If the skill of squaring circles can be pulled off anywhere in fashion, it ought to be in haute couture—it even sounds like an obscure cutting technique. But here are the apparent irreconcilables: How can a designer toss around operatic shapes, bows, and traditional fantasy, meanwhile convincing a modern woman there’s a way she can approach wearing it? Pierpaolo Piccioli’s Valentino couture solved the contradictions in his opening look: a gloriously puffy yellow-ochre faille coat, shrugged over what looked like Carhartt-brown trousers and a simple white tank—with a giant aquamarine ostrich feather saucer hat floating above. Yes: If you’re a damn cool casual woman, you can come to the couture ball after all.
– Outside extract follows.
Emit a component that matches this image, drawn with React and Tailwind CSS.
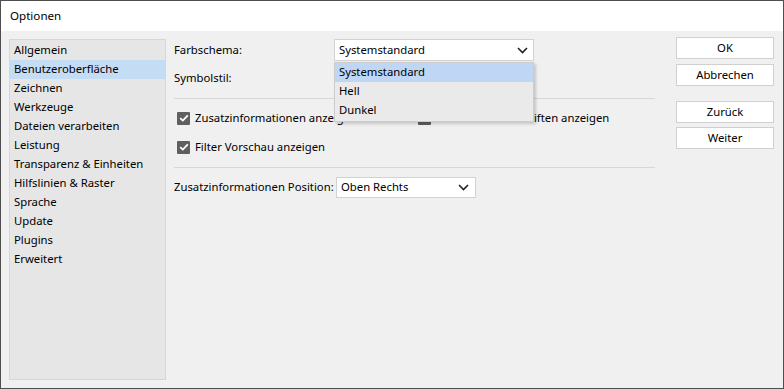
import React from "react";

const NAV = [
    "Allgemein",
    "Benutzeroberfläche",
    "Zeichnen",
    "Werkzeuge",
    "Dateien verarbeiten",
    "Leistung",
    "Transparenz & Einheiten",
    "Hilfslinien & Raster",
    "Sprache",
    "Update",
    "Plugins",
    "Erweitert",
];

const Chevron = () => (
    <svg width="11" height="7" viewBox="0 0 11 7" className="shrink-0">
        <path d="M1 1 L5.5 5.5 L10 1" fill="none" stroke="#222" strokeWidth="1.6" />
    </svg>
);

const Check = ({ label }) => (
    <div className="flex items-center gap-[5px] h-[18px]">
        <div className="w-[13px] h-[13px] bg-[#5f5f5f] rounded-[1px] flex items-center justify-center">
            <svg width="10" height="8" viewBox="0 0 10 8">
                <path d="M1.2 4.2 L3.8 6.6 L8.8 1.4" fill="none" stroke="#fff" strokeWidth="1.8" />
            </svg>
        </div>
        <span>{label}</span>
    </div>
);

const Btn = ({ children, className = "" }) => (
    <button className={`w-[98px] h-[22px] bg-white border border-[#d0d0d0] flex items-center justify-center ${className}`}>
        {children}
    </button>
);

export default function App() {
    return (
        <div
            className="w-[784px] h-[389px] border border-[#4f4f4f] flex flex-col text-[11.3px] text-black overflow-hidden"
            style={{ fontFamily: '"Noto Sans", "Segoe UI", sans-serif' }}
        >
            {/* title bar */}
            <div className="h-[30px] bg-white flex items-center px-[9px] shrink-0 text-[11.6px]">Optionen</div>

            <div className="flex-1 bg-[#f0f0f0] flex pt-[8px] pb-[8px] pl-[8px] pr-[9px]">
                {/* nav list */}
                <div className="w-[157px] bg-[#e6e6e6] border border-[#d6d6d6] pt-[1px] shrink-0">
                    {NAV.map((n, i) => (
                        <div
                            key={n}
                            className={`h-[19px] flex items-center pl-[4px] ${i === 1 ? "bg-[#c5dcf5]" : ""}`}
                        >
                            {n}
                        </div>
                    ))}
                </div>

                {/* content */}
                <div className="ml-[8px] w-[481px] relative shrink-0">
                    <div className="flex items-center h-[22px]">
                        <span className="w-[160px]">Farbschema:</span>
                        <div className="w-[200px] h-[22px] bg-white border border-[#d2d2d2] flex items-center justify-between pl-[4px] pr-[5px]">
                            <span>Systemstandard</span>
                            <Chevron />
                        </div>
                    </div>
                    <div className="flex items-center h-[22px] mt-[6px]">
                        <span className="w-[160px]">Symbolstil:</span>
                    </div>
                    <div className="h-px bg-[#d7d7d7] mt-[9px]" />

                    <div className="pl-[3px] mt-[10px] grid grid-cols-[241px_1fr]">
                        <Check label="Zusatzinformationen anzeigen" />
                        <Check label="Vorschau von Schriften anzeigen" />
                    </div>
                    <div className="pl-[3px] mt-[11px]">
                        <Check label="Filter Vorschau anzeigen" />
                    </div>
                    <div className="h-px bg-[#d7d7d7] mt-[11px]" />

                    <div className="flex items-center mt-[9px] h-[21px]">
                        <span className="w-[162px]">Zusatzinformationen Position:</span>
                        <div className="w-[140px] h-[21px] bg-white border border-[#d2d2d2] flex items-center justify-between pl-[4px] pr-[6px]">
                            <span>Oben Rechts</span>
                            <Chevron />
                        </div>
                    </div>

                    {/* open dropdown popup */}
                    <div className="absolute left-[160px] top-[23px] w-[200px] bg-[#eaeaea] border border-[#cccccc] shadow-[2px_2px_3px_rgba(0,0,0,0.18)] pb-[1px]">
                        <div className="h-[19px] bg-[#bfd7f4] flex items-center pl-[4px]">Systemstandard</div>
                        <div className="h-[19px] flex items-center pl-[4px]">Hell</div>
                        <div className="h-[19px] flex items-center pl-[4px]">Dunkel</div>
                    </div>
                </div>

                {/* buttons */}
                <div className="ml-auto flex flex-col -mt-[2px]">
                    <Btn>OK</Btn>
                    <Btn className="mt-[5px]">Abbrechen</Btn>
                    <Btn className="mt-[15px]">Zurück</Btn>
                    <Btn className="mt-[4px]">Weiter</Btn>
                </div>
            </div>
        </div>
    );
}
This Paris haute couture season has been wanting someone to let loose with feathers and wildly clashing colors and an unfettered sense of fantasia, albeit without going down any tiresomely stereotyped princess route. Piccioli was the man who nailed it, simply by introducing the idea that couture can also mean trousers (though possibly in dusty pink or turquoise moire silk), an oh-so-easy foil for the grandmotherly extravagance of a sweeping ’50s opera coat or a ’60s tunic cocktail top.
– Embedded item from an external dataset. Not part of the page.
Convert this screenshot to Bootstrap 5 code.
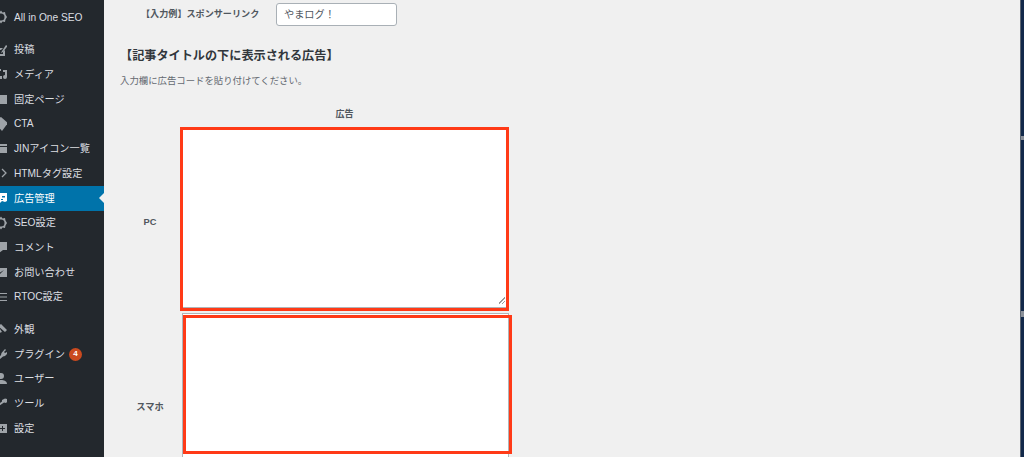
<!DOCTYPE html>
<html lang="ja"><head><meta charset="utf-8"><title>広告管理</title>
<link href="https://cdn.jsdelivr.net/npm/bootstrap@5.3.0/dist/css/bootstrap.min.css" rel="stylesheet">
<style>
html,body{height:457px;overflow:hidden;background:#f0f0f0}
body{font-family:"Liberation Sans","Noto Sans CJK JP",sans-serif;color:#3c434a;font-size:10px}
.shell{height:457px;overflow:hidden}
.wpside{width:104px;background:#23282d;color:#dcdfe2;flex:none;padding-top:5px;font-size:10.2px}
.wpitem{height:24.7px;padding-left:14px;position:relative}
.wpitem svg{position:absolute;left:-5px;top:5px;width:12px;height:14px;fill:#9ea3a8}
.wpitem.cur{background:#0073aa;color:#fff}
.wpitem.cur svg{fill:#fff}
.wpitem.cur::after{content:"";position:absolute;right:0;top:7px;border:5px solid transparent;border-right-color:#f0f0f0;border-left:0}
.gapt{height:8px}.gapb{height:8px}
.bub{width:13px;height:13px;border-radius:50%;background:#ca4a1f;color:#fff;font-size:8px;font-weight:700;margin-left:4px}
.wpmain{min-width:0}
.topline{height:27px;padding-left:37px;padding-top:3px}
.toplab{font-size:9.1px;font-weight:700;color:#50575e;width:135px;padding-top:5px}
.exbox{width:121px;height:23px;background:#fff;border:1px solid #a9b0b6;border-radius:3px;font-size:10.2px;padding-left:7px;color:#50575e}
.h3t{font-size:12.15px;font-weight:700;color:#32373c;margin:0;padding-left:16px;line-height:16px;margin-top:21px}
.desc{font-size:9.4px;margin:0;padding-left:16px;line-height:14px;margin-top:10px;color:#646970}
.colhead{font-size:9px;font-weight:700;width:481px;text-align:center;line-height:12px;margin-top:20px;color:#50575e}
.rowlab{width:76px;font-size:9.3px;font-weight:700;text-align:center;padding-left:16px;flex:none;color:#50575e}
.lab1{margin-top:17px}
.adta{background:#fff;border:1px solid #b0b4b8;flex:none;position:relative}
.ta1{width:328px;height:180px;margin-top:8px}
.ta2{width:327px;height:194px;margin-left:2px;margin-top:5px}
.redbox{position:absolute;border:3px solid #ff3a17;pointer-events:none}
.rb1{left:-1px;top:-2px;width:329px;height:184px}
.rb2{left:0;top:1px;width:329px;height:139px}
.grip{position:absolute;right:2px;bottom:3px;width:7px;height:7px;background:linear-gradient(135deg,transparent 50%,#9a9a9a 50%,#9a9a9a 60%,transparent 60%,transparent 75%,#9a9a9a 75%,#9a9a9a 85%,transparent 85%)}
.edge{width:4px;background:#12294a;flex:none;border-left:1px solid #5d6672}
.speck{height:4px;background:#8a9099}
.sp1{margin-top:136px}
.sp2{margin-top:171px;height:6px}
.strk{fill:none!important;stroke:#9ea3a8;stroke-width:1.3}
</style></head><body>
<div class="shell d-flex">
<nav class="wpside">
<div class="wpitem d-flex align-items-center"><svg viewBox="0 0 12 14"><path fill-rule="evenodd" d="M6 .5l1.500 2 2.500-.5.5 2.500 1.500 2.500-1.500 2.500-.5 2.500-2.500-.5-1.500 2-1.500-2-2.500.5-.5-2.500L0 7l1.500-2.500.5-2.500 2.500.5zM6 3.500a3.500 3.500 0 100 7 3.500 3.500 0 000-7z"/></svg>All in One SEO</div>
<div class="gapt"></div>
<div class="wpitem d-flex align-items-center"><svg viewBox="0 0 12 14"><path d="M4 5h4L6 7H5v4h3V9l2-2v6H4zM7 8l4-6 1.500 1-4.500 6-2 1z"/></svg>投稿</div>
<div class="wpitem d-flex align-items-center"><svg viewBox="0 0 12 14"><path d="M3 2h3v2H5v3H3zM5 9h2v3H3v-2h2zM8 3h4v7a2 2 0 11-2-2V5H8z"/></svg>メディア</div>
<div class="wpitem d-flex align-items-center"><svg viewBox="0 0 12 14"><path d="M3 3h9v9H3z"/></svg>固定ページ</div>
<div class="wpitem d-flex align-items-center"><svg viewBox="0 0 12 14"><path d="M6 0l7 6-6 8-6-7V2z"/></svg>CTA</div>
<div class="wpitem d-flex align-items-center"><svg viewBox="0 0 12 14"><path fill-rule="evenodd" d="M2 3h10v9H2zM4 5v1h8V5z"/></svg>JINアイコン一覧</div>
<div class="wpitem d-flex align-items-center"><svg viewBox="0 0 12 14"><path class="strk" d="M7 3l4 4-4 4"/></svg>HTMLタグ設定</div>
<div class="wpitem cur d-flex align-items-center"><svg viewBox="0 0 12 14"><path fill-rule="evenodd" d="M1 2h11v8l-2 1-3-1-2 2-2-2H1zM7 5v1.500h3V5zM6 8v1h2V8z"/></svg>広告管理</div>
<div class="wpitem d-flex align-items-center"><svg viewBox="0 0 12 14"><path fill-rule="evenodd" d="M6 .5l1.500 2 2.500-.5.5 2.500 1.500 2.500-1.500 2.500-.5 2.500-2.500-.5-1.500 2-1.500-2-2.500.5-.5-2.500L0 7l1.500-2.500.5-2.500 2.500.5zM6 3.500a3.500 3.500 0 100 7 3.500 3.500 0 000-7z"/></svg>SEO設定</div>
<div class="wpitem d-flex align-items-center"><svg viewBox="0 0 12 14"><path d="M1 2h11v8H8l-4 3v-3H1z"/></svg>コメント</div>
<div class="wpitem d-flex align-items-center"><svg viewBox="0 0 12 14"><path fill-rule="evenodd" d="M1 3h11v9H1zM3 7l2 2 4-4-4 2.500-1-1z"/></svg>お問い合わせ</div>
<div class="wpitem d-flex align-items-center"><svg viewBox="0 0 12 14"><path d="M4 3h8v1H4zM4 6.500h8v1H4zM4 10h8v1H4z"/></svg>RTOC設定</div>
<div class="gapb"></div>
<div class="wpitem d-flex align-items-center"><svg viewBox="0 0 12 14"><path d="M3 4l3-2 6 6-2 2zM2 8l3-1 2 3-3 1z"/></svg>外観</div>
<div class="wpitem d-flex align-items-center"><svg viewBox="0 0 12 14"><path d="M10 2l1 1-2 2 1 1 2-1 1 1-3 3-2 .5L5 12H3l3-4 .5-2z"/></svg><span>プラグイン</span><span class="bub d-inline-flex align-items-center justify-content-center">4</span></div>
<div class="wpitem d-flex align-items-center"><svg viewBox="0 0 12 14"><path d="M6 1a3 3 0 110 6 3 3 0 010-6zM1 12c0-3 2-4 5-4s6 1 6 4z"/></svg>ユーザー</div>
<div class="wpitem d-flex align-items-center"><svg viewBox="0 0 12 14"><path d="M12 3l1 2-2 2-2-.5L4 10 2 9l5-3.500L7 4l3-1.500z"/></svg>ツール</div>
<div class="wpitem d-flex align-items-center"><svg viewBox="0 0 12 14"><path fill-rule="evenodd" d="M3 3h9v9H3zM7 5v2H5v1h2v2h1V8h2V7H8V5z"/></svg>設定</div>
</nav>
<main class="wpmain flex-grow-1">
<div class="topline d-flex align-items-start"><span class="toplab">【入力例】スポンサーリンク</span><span class="exbox d-flex align-items-center">やまログ！</span></div>
<h3 class="h3t">【記事タイトルの下に表示される広告】</h3>
<p class="desc">入力欄に広告コードを貼り付けてください。</p>
<div class="colhead">広告</div>
<div class="d-flex align-items-center"><div class="rowlab lab1">PC</div><div class="adta ta1"><span class="grip"></span><span class="redbox rb1"></span></div></div>
<div class="d-flex align-items-center"><div class="rowlab">スマホ</div><div class="adta ta2"><span class="redbox rb2"></span></div></div>
</main>
<div class="edge d-flex flex-column"><div class="speck sp1"></div><div class="speck sp2"></div></div>
</div>
</body></html>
The thing about Piccioli is that he’s also a walking contradiction: a down-to-earth dreamer. The fantasy excited in him as a boy by seeing glamorous magazine photographs of ’50s-through-‘80s haute couture is balanced by his equal respect for the people who dedicate their skills to making every piece materialize. “I hate it when they’re called ‘petite mains.’ They are not ‘hands,’ they’re people.” Without the specialists who work in the ateliers of Valentino in Rome no rules can either be bent or gloriously elaborated on. They were the people who made possible the image of the chaste Renaissance princesses with which Piccioli and (then) Maria Grazia Chiuri changed fashion in the late aughts. They’re the ones who can now also swivel in this new direction for the house at Piccioli’s bidding.
He made a point of naming each look after its maker—thereby honoring the huge scope of the capabilities of Valentino, and widening the chances of many kinds of women (given a certain level of income) finding themselves among the variety. It’s not that the ingenue has completely been banished. Sparkly fairy-tale dresses are to be found under this roof, but there are now many more ways to be and feel brilliantly dressed. One can own one’s identity by being drop-dead simple, or flamboyantly, colorfully impressive. Whatever, it was a longed-for breakthrough.